L’archetipo di ogni responsabilità è quella dell’uomo per l’uomo. Ciascuno ha sperimentato su se stesso la responsabilità originaria delle cure genitoriali. Si sa qual è la situazione dei genitori, i quali hanno un’intuizione immediata dell’impellente bisogno di cure globali da parte del figlio (la mamma come ogni mammifero offre il seno al neonato). L’evidenza e l’intensità della responsabilità “verticale” del genitore verso il figlio si manifesta soprattutto nella continuità di cure che non ammettono soste, considerata la vulnerabilità del neonato.
Dato il significato originario della responsabilità se ne può ricavare che costituisce la premessa di ogni azione dell’uomo nell’agire interumano, la condizione preliminare della morale. Partendo da questo dato fondamentale della natura umana diventa evidente come la responsabilità si estende in modo “orizzontale” verso tutto ciò che è animato (vedi l’empatia verso la vulnerabilità della vita organica tanto più manifesto quanto più la specie con cui trattiamo si avvicina all’umana).
Nel campo professionale la responsabilità si attua nel momento in cui il professionista ritiene di conoscere al meglio quel che è necessario per il paziente. Oggettivamente rimane in sospeso se quella convinzione sia legittima, poiché il fatto che il clinico dia seguito alla sua scelta terapeutica impedisce la prova di soluzioni alternative. Tuttavia l’indirizzo terapeutico da lui prescelto, prodotto di una determinata scuola di pensiero, fa parte del carattere inalienabile della responsabilità professionale nell’atto di prendere una decisione dalla quale spesso non si torna più indietro, come estrarre due quarti superiori in un giovane per eseguire un trattamento ortodontico corretto.

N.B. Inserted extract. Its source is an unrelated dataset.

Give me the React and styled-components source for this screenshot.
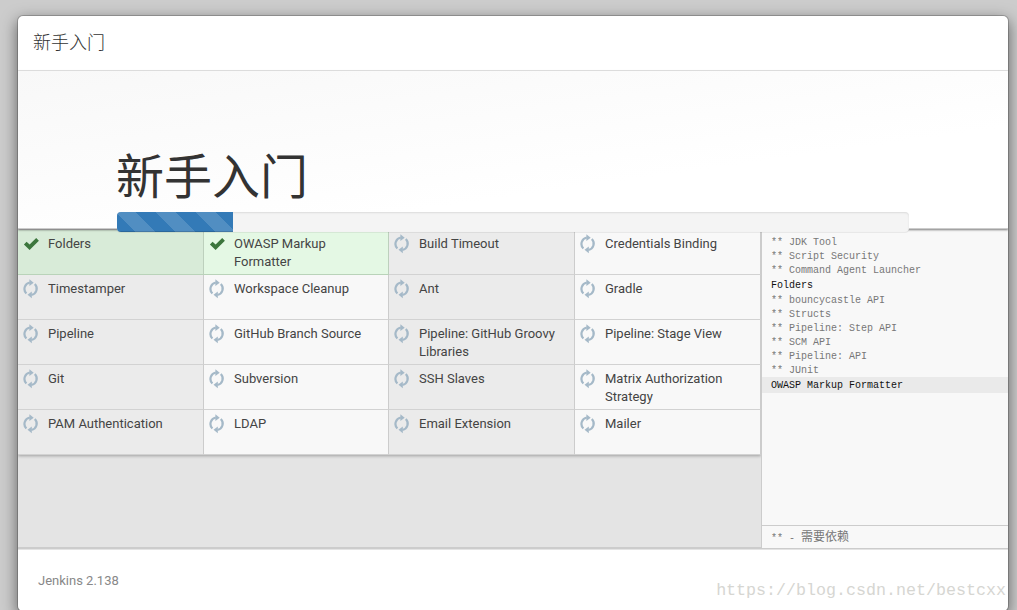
import React from "react";
import styled, { createGlobalStyle } from "styled-components";

const plugins = [
  { name: "Folders", done: true },
  { name: "OWASP Markup Formatter", done: true },
  { name: "Build Timeout" },
  { name: "Credentials Binding" },
  { name: "Timestamper" },
  { name: "Workspace Cleanup" },
  { name: "Ant" },
  { name: "Gradle" },
  { name: "Pipeline" },
  { name: "GitHub Branch Source" },
  { name: "Pipeline: GitHub Groovy Libraries" },
  { name: "Pipeline: Stage View" },
  { name: "Git" },
  { name: "Subversion" },
  { name: "SSH Slaves" },
  { name: "Matrix Authorization Strategy" },
  { name: "PAM Authentication" },
  { name: "LDAP" },
  { name: "Email Extension" },
  { name: "Mailer" },
];

const log = [
  { text: "** JDK Tool" },
  { text: "** Script Security" },
  { text: "** Command Agent Launcher" },
  { text: "Folders", selected: true },
  { text: "** bouncycastle API" },
  { text: "** Structs" },
  { text: "** Pipeline: Step API" },
  { text: "** SCM API" },
  { text: "** Pipeline: API" },
  { text: "** JUnit" },
  { text: "OWASP Markup Formatter", selected: true, current: true },
];

const CheckIcon = () => (
  <svg width="16" height="14" viewBox="0 0 16 14">
    <path d="M0.9 7.4 L3.6 4.7 L6.6 7.6 L13.2 1.1 L15.9 3.7 L6.6 12.9 Z" fill="#3c763d" />
  </svg>
);

const RefreshIcon = () => (
  <svg width="16" height="20" viewBox="0 0 16 20">
    <g fill="none" stroke="#a5b9c8" strokeWidth="2.2">
      <path d="M3.4 14.5 A6.5 6.5 0 0 1 6.8 3.5" />
      <path d="M11.8 5 A6.5 6.5 0 0 1 8.4 16" />
    </g>
    <path d="M6.4 0.3 L10.7 3.7 L6.4 7 Z" fill="#a5b9c8" />
    <path d="M8.8 19.2 L4.5 15.8 L8.8 12.5 Z" fill="#a5b9c8" />
  </svg>
);

const App = () => {
  return (
    <>
      <GlobalStyle />
      <Dialog>
        <Header>新手入门</Header>
        <Hero>
          <Title>新手入门</Title>
          <Progress>
            <ProgressBar />
          </Progress>
        </Hero>
        <Content>
          <PluginPane>
            <PluginGrid>
              {plugins.map((plugin, index) => (
                <Plugin key={plugin.name} $done={plugin.done} $odd={index % 2 === 0}>
                  <IconSlot $done={plugin.done}>
                    {plugin.done ? <CheckIcon /> : <RefreshIcon />}
                  </IconSlot>
                  <span>{plugin.name}</span>
                </Plugin>
              ))}
            </PluginGrid>
          </PluginPane>
          <Console>
            <LogList>
              {log.map((line) => (
                <LogLine key={line.text} $selected={line.selected} $current={line.current}>
                  {line.text}
                </LogLine>
              ))}
            </LogList>
            <Legend>
              ** - <b>需要依赖</b>
            </Legend>
          </Console>
        </Content>
        <Footer>Jenkins 2.138</Footer>
      </Dialog>
      <Watermark>https://blog.csdn.net/bestcxx</Watermark>
    </>
  );
};

const GlobalStyle = createGlobalStyle`
  * {
    box-sizing: border-box;
  }
  body {
    margin: 0;
    height: 610px;
    overflow: hidden;
    background: #ccc;
    color: #333;
    font-family: Roboto, "Noto Sans CJK SC", sans-serif;
    font-size: 13px;
  }
`;

const Dialog = styled.div`
  display: flex;
  flex-direction: column;
  width: 992px;
  height: 597px;
  margin: 15px 0 0 17px;
  overflow: hidden;
  background: #fff;
  background-clip: padding-box;
  border: 1px solid rgba(0, 0, 0, 0.2);
  border-radius: 6px;
  box-shadow: 0 5px 15px rgba(0, 0, 0, 0.5);
`;

const Header = styled.div`
  flex: none;
  height: 55px;
  padding: 0 15px;
  border-bottom: 1px solid #e5e5e5;
  font-family: "Noto Sans CJK SC", sans-serif;
  font-size: 18px;
  font-weight: 300;
  line-height: 51px;
`;

const Hero = styled.div`
  position: relative;
  z-index: 1;
  flex: none;
  height: 158px;
  padding: 71px 99px 0;
  background: linear-gradient(172deg, #f8f8f8 0%, #fff 66%);
  border-bottom: 1px solid #ccc;
  box-shadow: 0 1px 2px rgba(0, 0, 0, 0.5);
`;

const Title = styled.h1`
  height: 70px;
  margin: 0 0 0 -1px;
  font-family: "Noto Sans CJK SC", sans-serif;
  font-size: 48px;
  font-weight: 400;
  line-height: 62px;
`;

const Progress = styled.div`
  height: 20px;
  overflow: hidden;
  background: #f4f4f4;
  border-radius: 4px;
  box-shadow: inset 0 1px 2px rgba(0, 0, 0, 0.1), 0 1px 0 rgba(0, 0, 0, 0.06);
`;

const ProgressBar = styled.div`
  width: 116px;
  height: 100%;
  background-color: #337ab7;
  background-image: linear-gradient(
    45deg,
    rgba(255, 255, 255, 0.15) 25%,
    transparent 25%,
    transparent 50%,
    rgba(255, 255, 255, 0.15) 50%,
    rgba(255, 255, 255, 0.15) 75%,
    transparent 75%
  );
  background-position: -1px 0;
  background-size: 40px 40px;
  box-shadow: inset 0 -1px 0 rgba(0, 0, 0, 0.15);
`;

const Content = styled.div`
  display: flex;
  flex: none;
  height: 321px;
  border-bottom: 1px solid #e4e4e4;
`;

const PluginPane = styled.div`
  width: 743px;
  padding-top: 1px;
  background: #e4e4e4;
  border-bottom: 2px solid #ccc;
`;

const PluginGrid = styled.div`
  display: grid;
  grid-template-columns: 186px 185px 186px 186px;
  grid-auto-rows: 45px;
  box-shadow: 0 1px 3px rgba(0, 0, 0, 0.3);
`;

const Plugin = styled.div`
  display: flex;
  padding: 5px 17px 0 5px;
  color: #444;
  line-height: 18px;
  background: ${({ $done, $odd }) =>
    $done ? ($odd ? "#d8ebd8" : "#e4f8e4") : $odd ? "#ebebeb" : "#f8f8f8"};
  border-right: 1px solid ${({ $done }) => ($done ? "#bdd0bd" : "#ccc")};
  border-bottom: 1px solid ${({ $done }) => ($done ? "#b9d3b9" : "#d2d2d2")};
`;

const IconSlot = styled.span`
  flex: none;
  width: 25px;
  padding-top: ${({ $done }) => ($done ? "2px" : "0")};
  margin-top: ${({ $done }) => ($done ? "0" : "-1px")};

  svg {
    display: block;
  }
`;

const Console = styled.div`
  display: flex;
  flex: 1;
  flex-direction: column;
  background: #f8f8f8;
  border-left: 1px solid #ccc;
  border-bottom: 1px solid #ccc;
  color: #777;
  font-family: "Liberation Mono", "Noto Sans CJK SC", monospace;
  font-size: 10px;
`;

const LogList = styled.div`
  flex: 1;
  padding-top: 6px;
`;

const LogLine = styled.div`
  height: ${({ $selected }) => ($selected ? "16px" : "14px")};
  padding-left: 9px;
  line-height: ${({ $selected }) => ($selected ? "18px" : "16px")};
  color: ${({ $selected }) => ($selected ? "#111" : "#777")};
  background: ${({ $current }) => ($current ? "#eaeaea" : "transparent")};
  white-space: pre;
`;

const Legend = styled.div`
  height: 23px;
  padding-left: 9px;
  border-top: 1px solid #ccc;
  line-height: 25px;

  b {
    font-size: 12px;
    font-weight: 400;
  }
`;

const Footer = styled.div`
  flex: 1;
  padding: 22px 20px 0;
  color: #888;
  line-height: 18px;
`;

/* sits over the footer, right aligned with the dialog */
const Watermark = styled.div`
  position: absolute;
  right: 11px;
  top: 580px;
  color: #d6d6d2;
  font-family: "Liberation Mono", monospace;
  font-size: 16.66px;
  line-height: 22px;
`;

export default App;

Ovviamente il professionista deve rispondere delle sue azioni se è ritenuto responsabile di conseguenze negative, di cui eventualmente deve farsi carico. Il risarcimento riveste un carattere essenzialmente giuridico e, non in senso stretto, morale. Il danno deve essere riparato se l’attribuzione è in stretta connessione con l’azione e la conseguenza non si perde nell’indeterminato o ad una attenta analisi non sia imputabile a trascuratezza del paziente.
La riparazione giuridica del danno professionale va tenuta distinta dal concetto di punizione che ha un senso morale, in cui è l’azione ad essere punita più che le conseguenze. La differenza tra responsabilità legale e responsabilità morale si riflette nella distinzione tra diritto civile e penale. In entrambi i casi la responsabilità si riferisce alle azioni: in ambito civilistico si analizzano le conseguenze e si quantifica l’entità del danno arrecato, nel penale si giudica la qualità dell’azione in se stessa e non se sia causa di un effetto determinato.
Si possono dare circostanze prive di conseguenze dove tutto è stato predisposto per arrecare intenzionalmente un danno di cui è stata bloccata l’esecuzione. Il responsabile deve rispondere penalmente delle sue azioni, va da sé poi che l’azione andata a segno risulta più grave di quella fallita.